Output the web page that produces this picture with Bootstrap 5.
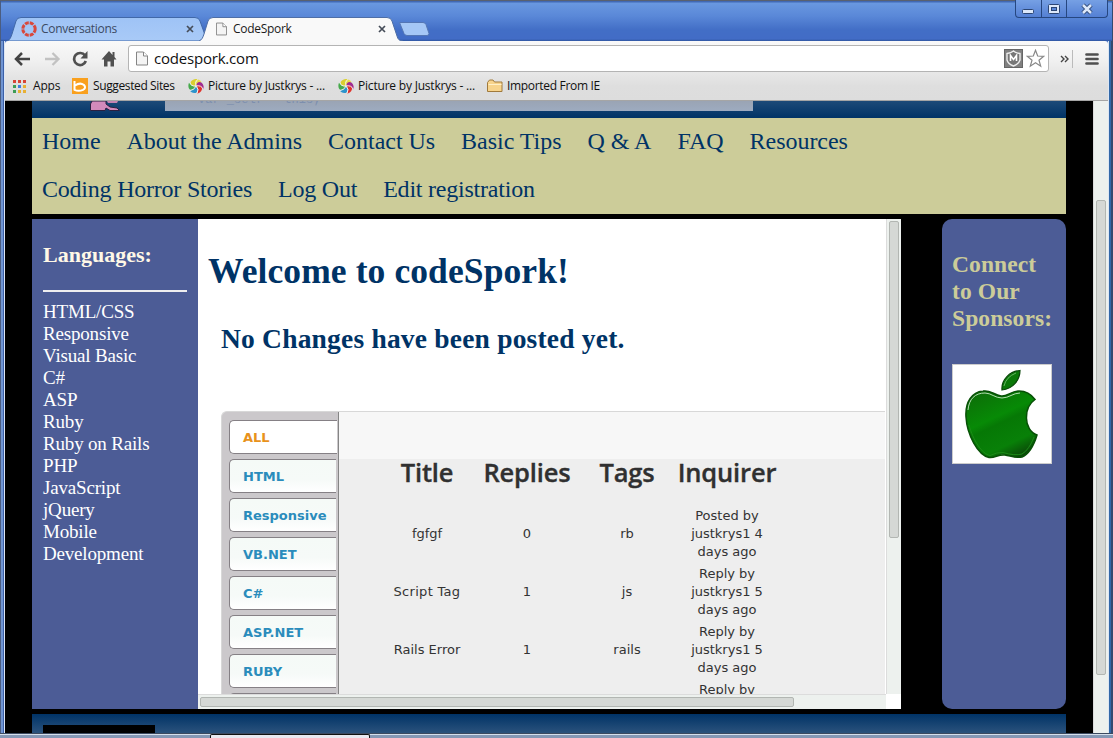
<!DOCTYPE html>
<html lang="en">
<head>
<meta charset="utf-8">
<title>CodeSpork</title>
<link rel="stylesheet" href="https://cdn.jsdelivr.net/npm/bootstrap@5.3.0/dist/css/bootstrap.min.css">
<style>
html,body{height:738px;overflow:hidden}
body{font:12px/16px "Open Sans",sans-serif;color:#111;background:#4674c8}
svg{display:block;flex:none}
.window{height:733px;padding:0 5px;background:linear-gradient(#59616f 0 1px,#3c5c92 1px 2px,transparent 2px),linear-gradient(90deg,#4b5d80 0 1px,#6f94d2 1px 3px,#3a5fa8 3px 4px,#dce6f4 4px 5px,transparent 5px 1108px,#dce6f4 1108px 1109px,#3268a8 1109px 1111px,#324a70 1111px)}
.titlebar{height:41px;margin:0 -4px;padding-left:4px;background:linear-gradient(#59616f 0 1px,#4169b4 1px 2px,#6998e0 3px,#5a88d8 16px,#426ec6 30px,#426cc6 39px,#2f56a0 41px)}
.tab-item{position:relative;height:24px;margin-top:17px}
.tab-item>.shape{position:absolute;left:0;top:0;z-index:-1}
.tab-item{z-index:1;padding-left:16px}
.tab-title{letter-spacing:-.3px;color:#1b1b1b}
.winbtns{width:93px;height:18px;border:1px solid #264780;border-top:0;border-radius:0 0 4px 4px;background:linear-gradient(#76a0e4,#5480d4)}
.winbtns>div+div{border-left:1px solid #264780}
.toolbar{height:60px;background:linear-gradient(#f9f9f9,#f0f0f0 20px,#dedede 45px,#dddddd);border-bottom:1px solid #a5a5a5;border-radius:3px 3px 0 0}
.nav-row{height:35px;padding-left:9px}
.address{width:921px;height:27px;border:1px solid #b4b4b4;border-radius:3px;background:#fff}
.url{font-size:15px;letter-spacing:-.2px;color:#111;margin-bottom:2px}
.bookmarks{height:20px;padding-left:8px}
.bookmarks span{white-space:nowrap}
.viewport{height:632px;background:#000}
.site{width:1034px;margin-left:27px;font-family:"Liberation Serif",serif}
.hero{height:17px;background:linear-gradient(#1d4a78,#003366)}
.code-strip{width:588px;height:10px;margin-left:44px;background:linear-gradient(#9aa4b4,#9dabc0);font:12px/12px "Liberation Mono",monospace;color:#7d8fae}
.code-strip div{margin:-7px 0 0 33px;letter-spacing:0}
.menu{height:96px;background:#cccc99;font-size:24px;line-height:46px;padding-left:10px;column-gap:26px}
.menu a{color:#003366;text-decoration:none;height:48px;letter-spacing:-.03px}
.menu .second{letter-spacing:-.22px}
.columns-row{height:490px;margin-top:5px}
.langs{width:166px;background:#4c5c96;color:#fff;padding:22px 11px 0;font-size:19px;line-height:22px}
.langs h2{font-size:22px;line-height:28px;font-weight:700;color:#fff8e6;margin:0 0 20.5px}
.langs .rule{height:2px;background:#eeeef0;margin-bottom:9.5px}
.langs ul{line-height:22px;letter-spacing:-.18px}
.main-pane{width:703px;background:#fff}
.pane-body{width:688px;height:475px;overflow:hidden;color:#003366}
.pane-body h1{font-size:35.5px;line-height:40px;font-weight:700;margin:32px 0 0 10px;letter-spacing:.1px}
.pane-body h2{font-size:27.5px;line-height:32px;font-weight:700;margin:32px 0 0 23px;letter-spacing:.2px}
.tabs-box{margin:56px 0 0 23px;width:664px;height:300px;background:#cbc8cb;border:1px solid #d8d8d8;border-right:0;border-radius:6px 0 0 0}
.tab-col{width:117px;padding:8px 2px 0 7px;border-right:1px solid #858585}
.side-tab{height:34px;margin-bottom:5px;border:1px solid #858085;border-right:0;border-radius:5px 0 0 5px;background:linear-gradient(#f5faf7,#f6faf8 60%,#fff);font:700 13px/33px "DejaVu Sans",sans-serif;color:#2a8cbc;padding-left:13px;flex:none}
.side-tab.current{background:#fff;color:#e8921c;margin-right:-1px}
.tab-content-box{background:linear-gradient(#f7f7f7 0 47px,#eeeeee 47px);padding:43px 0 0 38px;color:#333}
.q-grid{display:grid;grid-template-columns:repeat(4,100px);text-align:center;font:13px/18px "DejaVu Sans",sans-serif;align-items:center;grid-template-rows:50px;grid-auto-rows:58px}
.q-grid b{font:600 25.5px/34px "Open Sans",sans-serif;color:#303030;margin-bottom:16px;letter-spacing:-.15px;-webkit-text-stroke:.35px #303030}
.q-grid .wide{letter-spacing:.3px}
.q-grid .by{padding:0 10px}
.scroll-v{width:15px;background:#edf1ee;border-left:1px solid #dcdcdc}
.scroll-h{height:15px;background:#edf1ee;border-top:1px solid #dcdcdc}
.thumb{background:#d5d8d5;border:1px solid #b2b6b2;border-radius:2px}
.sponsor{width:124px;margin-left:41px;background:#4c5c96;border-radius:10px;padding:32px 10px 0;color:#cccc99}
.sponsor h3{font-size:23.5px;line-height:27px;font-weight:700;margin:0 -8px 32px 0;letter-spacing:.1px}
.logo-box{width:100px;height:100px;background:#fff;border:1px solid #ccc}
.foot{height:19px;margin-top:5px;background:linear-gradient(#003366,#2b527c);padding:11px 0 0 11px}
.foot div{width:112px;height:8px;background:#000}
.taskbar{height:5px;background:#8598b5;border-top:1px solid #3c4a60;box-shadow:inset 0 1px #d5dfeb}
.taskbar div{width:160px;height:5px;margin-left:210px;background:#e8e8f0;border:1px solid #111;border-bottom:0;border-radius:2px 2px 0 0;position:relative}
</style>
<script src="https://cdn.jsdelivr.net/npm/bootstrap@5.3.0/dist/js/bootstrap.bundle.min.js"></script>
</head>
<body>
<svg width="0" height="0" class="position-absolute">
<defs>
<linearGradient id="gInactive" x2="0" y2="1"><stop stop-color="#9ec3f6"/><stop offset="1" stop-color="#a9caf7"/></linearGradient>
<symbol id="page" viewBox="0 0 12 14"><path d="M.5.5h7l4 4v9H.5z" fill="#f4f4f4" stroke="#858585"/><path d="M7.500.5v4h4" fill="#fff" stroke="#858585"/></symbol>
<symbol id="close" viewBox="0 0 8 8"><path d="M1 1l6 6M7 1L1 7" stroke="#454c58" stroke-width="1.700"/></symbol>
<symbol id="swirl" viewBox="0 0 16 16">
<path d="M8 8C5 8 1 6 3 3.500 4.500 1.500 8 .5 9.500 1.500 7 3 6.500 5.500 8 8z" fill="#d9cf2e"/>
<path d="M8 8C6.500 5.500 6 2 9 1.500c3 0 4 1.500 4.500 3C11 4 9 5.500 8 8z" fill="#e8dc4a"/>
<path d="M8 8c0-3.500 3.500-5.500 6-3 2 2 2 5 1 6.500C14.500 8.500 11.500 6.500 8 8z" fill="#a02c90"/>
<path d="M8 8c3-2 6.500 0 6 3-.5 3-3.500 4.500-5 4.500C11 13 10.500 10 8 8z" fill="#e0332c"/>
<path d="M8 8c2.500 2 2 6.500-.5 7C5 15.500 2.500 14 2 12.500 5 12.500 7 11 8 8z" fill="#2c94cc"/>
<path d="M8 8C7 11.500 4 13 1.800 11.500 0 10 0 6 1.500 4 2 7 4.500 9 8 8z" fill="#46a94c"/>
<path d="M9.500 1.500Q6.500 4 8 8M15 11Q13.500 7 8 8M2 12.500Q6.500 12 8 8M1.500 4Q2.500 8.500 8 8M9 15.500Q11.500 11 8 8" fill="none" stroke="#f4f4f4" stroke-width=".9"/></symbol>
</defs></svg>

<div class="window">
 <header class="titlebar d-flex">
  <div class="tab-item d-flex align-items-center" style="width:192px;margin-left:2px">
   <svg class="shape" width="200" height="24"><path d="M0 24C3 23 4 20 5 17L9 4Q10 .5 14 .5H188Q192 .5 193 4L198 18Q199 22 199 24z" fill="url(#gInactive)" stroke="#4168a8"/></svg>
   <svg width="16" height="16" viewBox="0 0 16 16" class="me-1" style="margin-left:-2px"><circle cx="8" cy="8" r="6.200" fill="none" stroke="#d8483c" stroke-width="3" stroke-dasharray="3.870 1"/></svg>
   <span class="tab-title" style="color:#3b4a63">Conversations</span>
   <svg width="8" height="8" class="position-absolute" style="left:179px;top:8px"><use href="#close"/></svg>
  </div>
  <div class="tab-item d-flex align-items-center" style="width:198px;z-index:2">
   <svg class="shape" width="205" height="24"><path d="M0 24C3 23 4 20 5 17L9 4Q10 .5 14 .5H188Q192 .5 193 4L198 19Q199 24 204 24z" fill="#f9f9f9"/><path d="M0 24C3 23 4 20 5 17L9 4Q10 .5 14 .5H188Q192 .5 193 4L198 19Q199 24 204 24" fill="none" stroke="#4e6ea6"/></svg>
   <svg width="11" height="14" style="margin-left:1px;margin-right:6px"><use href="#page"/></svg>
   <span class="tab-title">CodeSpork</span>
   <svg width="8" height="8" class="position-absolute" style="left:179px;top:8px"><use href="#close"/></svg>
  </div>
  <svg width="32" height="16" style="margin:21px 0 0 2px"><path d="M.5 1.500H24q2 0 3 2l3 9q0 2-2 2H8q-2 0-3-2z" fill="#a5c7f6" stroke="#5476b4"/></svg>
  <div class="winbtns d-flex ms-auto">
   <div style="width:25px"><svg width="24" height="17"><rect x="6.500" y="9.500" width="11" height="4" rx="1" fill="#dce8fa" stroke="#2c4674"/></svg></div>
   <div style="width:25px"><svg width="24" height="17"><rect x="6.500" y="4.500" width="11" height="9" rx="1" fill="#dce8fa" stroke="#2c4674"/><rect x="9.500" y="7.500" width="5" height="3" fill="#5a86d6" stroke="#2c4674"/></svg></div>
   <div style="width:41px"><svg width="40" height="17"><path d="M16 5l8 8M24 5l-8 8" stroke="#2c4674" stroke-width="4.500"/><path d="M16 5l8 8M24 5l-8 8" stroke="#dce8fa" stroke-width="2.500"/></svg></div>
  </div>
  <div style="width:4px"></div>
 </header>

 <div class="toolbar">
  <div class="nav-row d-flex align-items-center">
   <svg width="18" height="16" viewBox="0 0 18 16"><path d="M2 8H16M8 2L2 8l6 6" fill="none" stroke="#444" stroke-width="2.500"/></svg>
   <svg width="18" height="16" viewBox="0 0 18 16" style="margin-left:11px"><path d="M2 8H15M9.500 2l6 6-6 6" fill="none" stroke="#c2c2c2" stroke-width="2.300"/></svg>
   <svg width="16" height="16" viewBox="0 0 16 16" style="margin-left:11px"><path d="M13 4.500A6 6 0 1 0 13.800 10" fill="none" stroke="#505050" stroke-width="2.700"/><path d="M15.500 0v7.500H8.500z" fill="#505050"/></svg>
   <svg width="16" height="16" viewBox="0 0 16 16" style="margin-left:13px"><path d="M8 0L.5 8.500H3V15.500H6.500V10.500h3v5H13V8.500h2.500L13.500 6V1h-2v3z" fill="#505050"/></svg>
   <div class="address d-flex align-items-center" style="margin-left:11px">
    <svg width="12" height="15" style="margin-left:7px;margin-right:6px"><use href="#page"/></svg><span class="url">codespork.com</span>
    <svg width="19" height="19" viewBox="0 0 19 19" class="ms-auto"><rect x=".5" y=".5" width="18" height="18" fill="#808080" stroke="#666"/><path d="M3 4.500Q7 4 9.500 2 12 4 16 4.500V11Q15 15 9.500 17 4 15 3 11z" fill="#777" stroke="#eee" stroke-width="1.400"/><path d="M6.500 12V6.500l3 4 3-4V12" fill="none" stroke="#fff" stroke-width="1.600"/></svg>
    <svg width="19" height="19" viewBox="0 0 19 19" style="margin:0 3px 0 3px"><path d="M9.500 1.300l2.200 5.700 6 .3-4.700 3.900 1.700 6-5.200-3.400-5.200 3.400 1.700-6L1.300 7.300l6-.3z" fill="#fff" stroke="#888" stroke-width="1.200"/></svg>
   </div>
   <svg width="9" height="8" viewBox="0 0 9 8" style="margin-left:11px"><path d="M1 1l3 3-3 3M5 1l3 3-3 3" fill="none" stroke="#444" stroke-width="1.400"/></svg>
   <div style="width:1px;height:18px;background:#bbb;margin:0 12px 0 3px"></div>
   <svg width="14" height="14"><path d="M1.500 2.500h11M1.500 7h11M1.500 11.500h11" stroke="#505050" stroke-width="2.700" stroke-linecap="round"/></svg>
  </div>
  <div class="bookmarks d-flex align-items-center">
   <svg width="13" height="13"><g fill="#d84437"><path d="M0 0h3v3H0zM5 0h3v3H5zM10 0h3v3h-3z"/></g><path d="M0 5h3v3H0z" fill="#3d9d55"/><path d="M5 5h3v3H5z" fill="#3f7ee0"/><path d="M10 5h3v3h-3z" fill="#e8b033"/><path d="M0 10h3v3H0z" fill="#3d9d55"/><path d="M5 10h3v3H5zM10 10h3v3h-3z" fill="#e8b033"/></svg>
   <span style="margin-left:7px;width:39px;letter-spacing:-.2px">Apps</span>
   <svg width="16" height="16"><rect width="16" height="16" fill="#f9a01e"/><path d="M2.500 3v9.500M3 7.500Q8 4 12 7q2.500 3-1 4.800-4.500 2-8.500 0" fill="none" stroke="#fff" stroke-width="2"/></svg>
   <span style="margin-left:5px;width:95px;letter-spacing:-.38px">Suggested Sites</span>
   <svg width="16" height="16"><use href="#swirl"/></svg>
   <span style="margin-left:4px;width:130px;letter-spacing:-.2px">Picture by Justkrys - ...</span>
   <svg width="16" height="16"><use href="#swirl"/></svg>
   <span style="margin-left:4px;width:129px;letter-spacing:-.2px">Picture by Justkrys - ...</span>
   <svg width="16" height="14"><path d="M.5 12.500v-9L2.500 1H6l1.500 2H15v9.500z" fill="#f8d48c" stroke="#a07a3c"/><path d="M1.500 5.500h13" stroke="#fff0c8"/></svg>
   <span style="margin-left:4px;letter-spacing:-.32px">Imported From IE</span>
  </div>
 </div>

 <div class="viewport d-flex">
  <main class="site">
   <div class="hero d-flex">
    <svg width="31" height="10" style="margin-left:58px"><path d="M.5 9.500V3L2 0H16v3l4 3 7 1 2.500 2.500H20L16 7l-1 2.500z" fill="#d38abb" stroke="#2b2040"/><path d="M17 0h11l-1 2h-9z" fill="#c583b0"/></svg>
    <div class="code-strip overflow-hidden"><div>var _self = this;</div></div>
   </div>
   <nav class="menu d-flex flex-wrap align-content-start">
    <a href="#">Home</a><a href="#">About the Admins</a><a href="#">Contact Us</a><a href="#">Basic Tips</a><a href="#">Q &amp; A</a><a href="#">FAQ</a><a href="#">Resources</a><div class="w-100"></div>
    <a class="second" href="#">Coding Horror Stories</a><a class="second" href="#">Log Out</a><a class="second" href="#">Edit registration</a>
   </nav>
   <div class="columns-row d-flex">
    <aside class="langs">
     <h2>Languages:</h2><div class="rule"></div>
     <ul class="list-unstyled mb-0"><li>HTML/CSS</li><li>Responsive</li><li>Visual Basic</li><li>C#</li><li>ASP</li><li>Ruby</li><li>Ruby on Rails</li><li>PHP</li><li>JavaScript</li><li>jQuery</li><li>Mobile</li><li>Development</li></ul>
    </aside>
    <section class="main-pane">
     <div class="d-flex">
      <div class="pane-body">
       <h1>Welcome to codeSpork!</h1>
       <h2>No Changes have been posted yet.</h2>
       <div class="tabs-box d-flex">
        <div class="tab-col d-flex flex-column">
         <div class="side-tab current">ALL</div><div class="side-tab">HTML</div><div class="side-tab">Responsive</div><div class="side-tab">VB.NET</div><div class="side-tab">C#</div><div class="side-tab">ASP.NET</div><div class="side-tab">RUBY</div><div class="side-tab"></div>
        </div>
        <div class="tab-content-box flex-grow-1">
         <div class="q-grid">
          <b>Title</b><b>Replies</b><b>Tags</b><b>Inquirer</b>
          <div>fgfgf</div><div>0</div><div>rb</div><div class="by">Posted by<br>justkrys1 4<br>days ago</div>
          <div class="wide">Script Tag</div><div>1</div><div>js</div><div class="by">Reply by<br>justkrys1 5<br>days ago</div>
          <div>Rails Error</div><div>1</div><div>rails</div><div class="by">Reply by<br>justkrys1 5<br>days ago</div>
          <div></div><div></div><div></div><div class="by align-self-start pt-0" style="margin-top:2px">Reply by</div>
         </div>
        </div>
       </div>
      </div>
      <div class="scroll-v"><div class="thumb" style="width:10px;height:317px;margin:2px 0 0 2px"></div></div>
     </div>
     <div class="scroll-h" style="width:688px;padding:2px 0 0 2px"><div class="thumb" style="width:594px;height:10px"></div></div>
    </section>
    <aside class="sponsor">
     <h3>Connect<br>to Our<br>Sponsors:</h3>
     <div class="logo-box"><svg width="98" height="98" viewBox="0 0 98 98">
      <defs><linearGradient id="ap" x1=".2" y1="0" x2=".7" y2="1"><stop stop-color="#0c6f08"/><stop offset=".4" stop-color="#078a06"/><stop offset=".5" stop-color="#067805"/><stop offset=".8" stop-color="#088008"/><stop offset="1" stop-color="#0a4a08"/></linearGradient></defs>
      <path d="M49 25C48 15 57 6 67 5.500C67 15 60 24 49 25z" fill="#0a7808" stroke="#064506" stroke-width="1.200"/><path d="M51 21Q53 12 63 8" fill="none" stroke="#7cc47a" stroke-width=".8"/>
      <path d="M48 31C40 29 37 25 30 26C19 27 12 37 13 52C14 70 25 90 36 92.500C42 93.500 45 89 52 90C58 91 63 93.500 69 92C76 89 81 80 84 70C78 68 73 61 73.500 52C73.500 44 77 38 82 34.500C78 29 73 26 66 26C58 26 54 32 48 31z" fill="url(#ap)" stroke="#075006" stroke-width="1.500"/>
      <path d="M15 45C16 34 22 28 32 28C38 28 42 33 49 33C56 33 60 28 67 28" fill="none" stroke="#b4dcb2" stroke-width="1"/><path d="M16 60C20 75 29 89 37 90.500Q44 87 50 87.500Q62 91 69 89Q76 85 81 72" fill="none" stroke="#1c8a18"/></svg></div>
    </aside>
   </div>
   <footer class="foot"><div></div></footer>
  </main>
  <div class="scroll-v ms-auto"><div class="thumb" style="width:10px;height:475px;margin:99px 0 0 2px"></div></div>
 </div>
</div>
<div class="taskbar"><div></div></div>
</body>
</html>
■ ■ ■ ■
* Short problem: Pull out every line above that holds the word "this".

* Task response:
Output the web page that produces this picture with Bootstrap 5.
    <div class="code-strip overflow-hidden"><div>var _self = this;</div></div>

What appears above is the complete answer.